◆ EXERCISE OBJECTIVE:
Records follow. Copy every line with "this".

◆ RECORDS PROVIDED:
********
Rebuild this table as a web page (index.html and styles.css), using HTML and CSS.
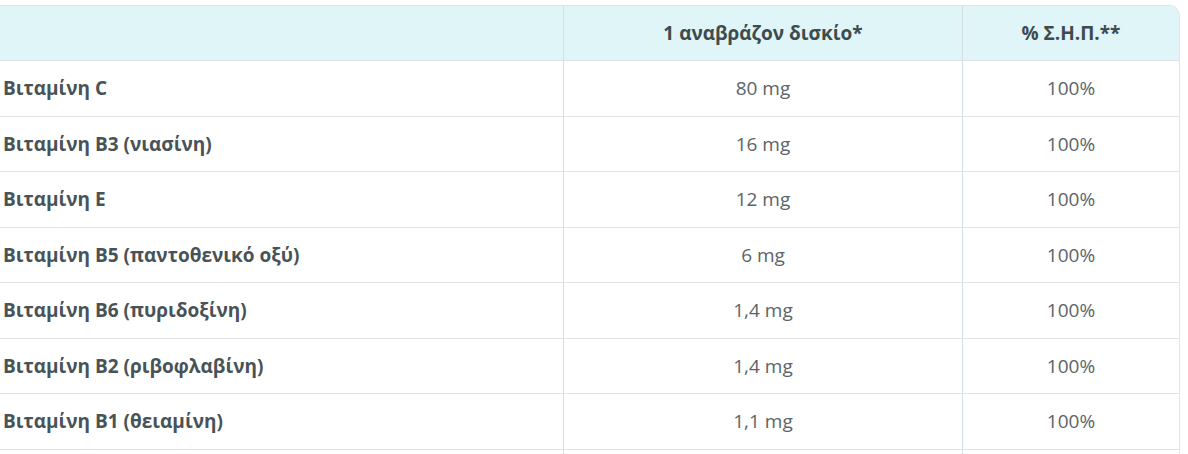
FILE: index.html
```html
<!DOCTYPE html>
<html lang="el">
<head>
<meta charset="utf-8">
<link rel="stylesheet" href="styles.css">
</head>
<body>
<div class="wrap">
<table class="nutri">
  <thead>
    <tr>
      <th class="c1"></th>
      <th class="c2">1 αναβράζον δισκίο*</th>
      <th class="c3">% Σ.Η.Π.**</th>
    </tr>
  </thead>
  <tbody>
    <tr><td class="c1">Βιταμίνη C</td><td class="c2">80 mg</td><td class="c3">100%</td></tr>
    <tr><td class="c1">Βιταμίνη B3 (νιασίνη)</td><td class="c2">16 mg</td><td class="c3">100%</td></tr>
    <tr><td class="c1">Βιταμίνη E</td><td class="c2">12 mg</td><td class="c3">100%</td></tr>
    <tr><td class="c1">Βιταμίνη B5 (παντοθενικό οξύ)</td><td class="c2">6 mg</td><td class="c3">100%</td></tr>
    <tr><td class="c1">Βιταμίνη B6 (πυριδοξίνη)</td><td class="c2">1,4 mg</td><td class="c3">100%</td></tr>
    <tr><td class="c1">Βιταμίνη B2 (ριβοφλαβίνη)</td><td class="c2">1,4 mg</td><td class="c3">100%</td></tr>
    <tr><td class="c1">Βιταμίνη B1 (θειαμίνη)</td><td class="c2">1,1 mg</td><td class="c3">100%</td></tr>
    <tr class="tail"><td class="c1"></td><td class="c2"></td><td class="c3"></td></tr>
  </tbody>
</table>
</div>
</body>
</html>
```

FILE: styles.css
```css
html, body {
  margin: 0;
  padding: 0;
  background: #ffffff;
}
body {
  font-family: "Open Sans", "Noto Sans", sans-serif;
  overflow: hidden;
}
.wrap {
  padding-top: 5px;
  width: 1180px;
}
.nutri {
  width: 1180px;
  border-collapse: separate;
  border-spacing: 0;
  table-layout: fixed;
  border-top: 1px solid #dfe4e6;
  border-right: 1px solid #dfe4e6;
  border-top-right-radius: 11px;
  overflow: hidden;
}
.nutri th,
.nutri td {
  box-sizing: border-box;
  height: 55.5px;
  padding: 0;
  font-size: 19px;
  border-bottom: 1px solid #dfe4e6;
  vertical-align: middle;
}
.nutri thead th {
  height: 55px;
  background: #dff5f7;
  color: #3d4b4e;
  font-weight: 700;
  text-align: center;
  border-bottom: 1px solid #dde3e5;
}
.nutri .c1 {
  width: 563px;
  text-align: left;
  padding-left: 3px;
  font-weight: 700;
  color: #485358;
}
.nutri .c2 {
  width: 399px;
  text-align: center;
  border-left: 1px solid #d3dfe4;
}
.nutri .c3 {
  text-align: center;
  border-left: 1px solid #d3dfe4;
}
.nutri td.c2,
.nutri td.c3 {
  color: #5b6468;
}
.nutri thead th.c2,
.nutri thead th.c3 {
  color: #3d4b4e;
}
```
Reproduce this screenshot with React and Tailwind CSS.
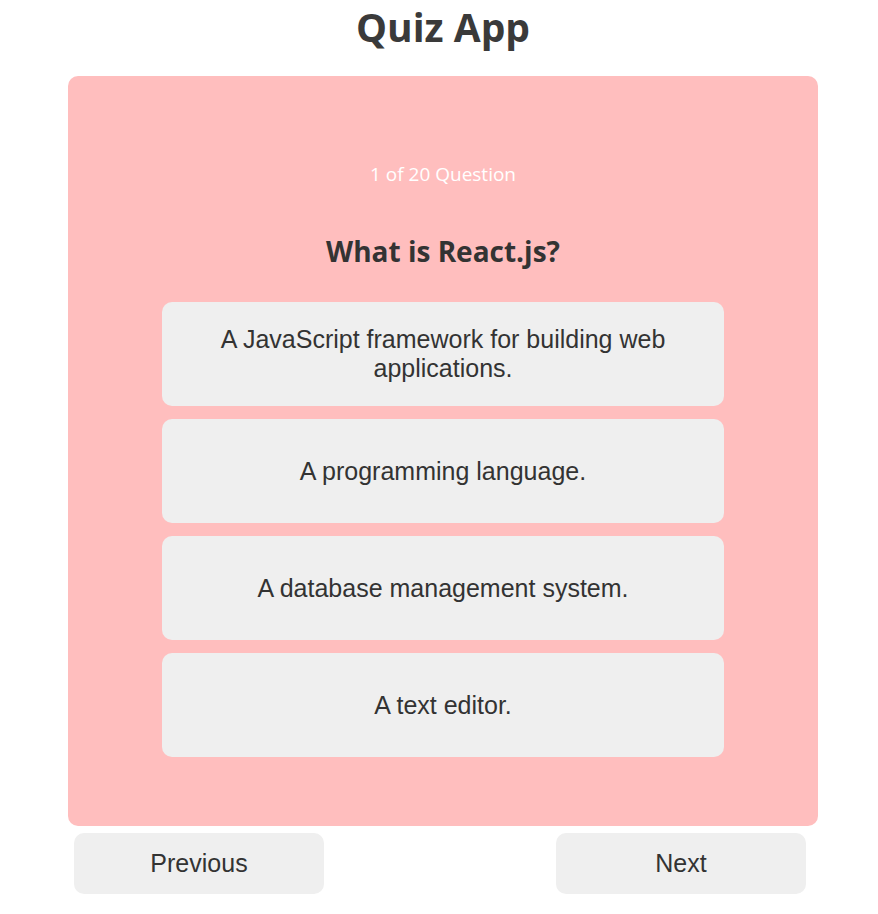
export default function App() {
  const options = [
    "A JavaScript framework for building web applications.",
    "A programming language.",
    "A database management system.",
    "A text editor.",
  ];
  return (
    <div className="min-h-screen bg-white pl-[8px] text-[#333333]">
      <h1 className="pt-[2px] text-center font-['Open_Sans','Noto_Sans',sans-serif] text-[39px] font-bold leading-[50px] text-[#3a3a3a]">
        Quiz App
      </h1>
      <div className="mx-auto mt-[24px] flex h-[750px] w-[750px] flex-col items-center rounded-[10px] bg-[#ffbebe] pt-[86px]">
        <p className="font-['Open_Sans','Noto_Sans',sans-serif] text-[19px] leading-[24px] text-white">
          1 of 20 Question
        </p>
        <h2 className="mt-[48px] font-['Open_Sans','Noto_Sans',sans-serif] text-[28px] font-bold leading-[34px] text-[#333333]">
          What is React.js?
        </h2>
        <div className="mt-[34px] flex w-[562px] flex-col gap-[13px]">
          {options.map((o) => (
            <button
              key={o}
              className="flex h-[104px] items-center justify-center rounded-[10px] bg-[#efefef] px-[20px] text-center font-['Liberation_Sans',Arial,sans-serif] text-[25px] leading-[29px] text-[#333333]"
            >
              {o}
            </button>
          ))}
        </div>
      </div>
      <div className="mx-auto mt-[7px] flex w-[750px] justify-between pl-[6px] pr-[12px]">
        <button className="h-[61px] w-[250px] rounded-[10px] bg-[#efefef] font-['Liberation_Sans',Arial,sans-serif] text-[25px] text-[#333333]">
          Previous
        </button>
        <button className="h-[61px] w-[250px] rounded-[10px] bg-[#efefef] font-['Liberation_Sans',Arial,sans-serif] text-[25px] text-[#333333]">
          Next
        </button>
      </div>
    </div>
  );
}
********
◆ ANSWER BELOW:
Rebuild this table as a web page (index.html and styles.css), using HTML and CSS.
Reproduce this screenshot with React and Tailwind CSS.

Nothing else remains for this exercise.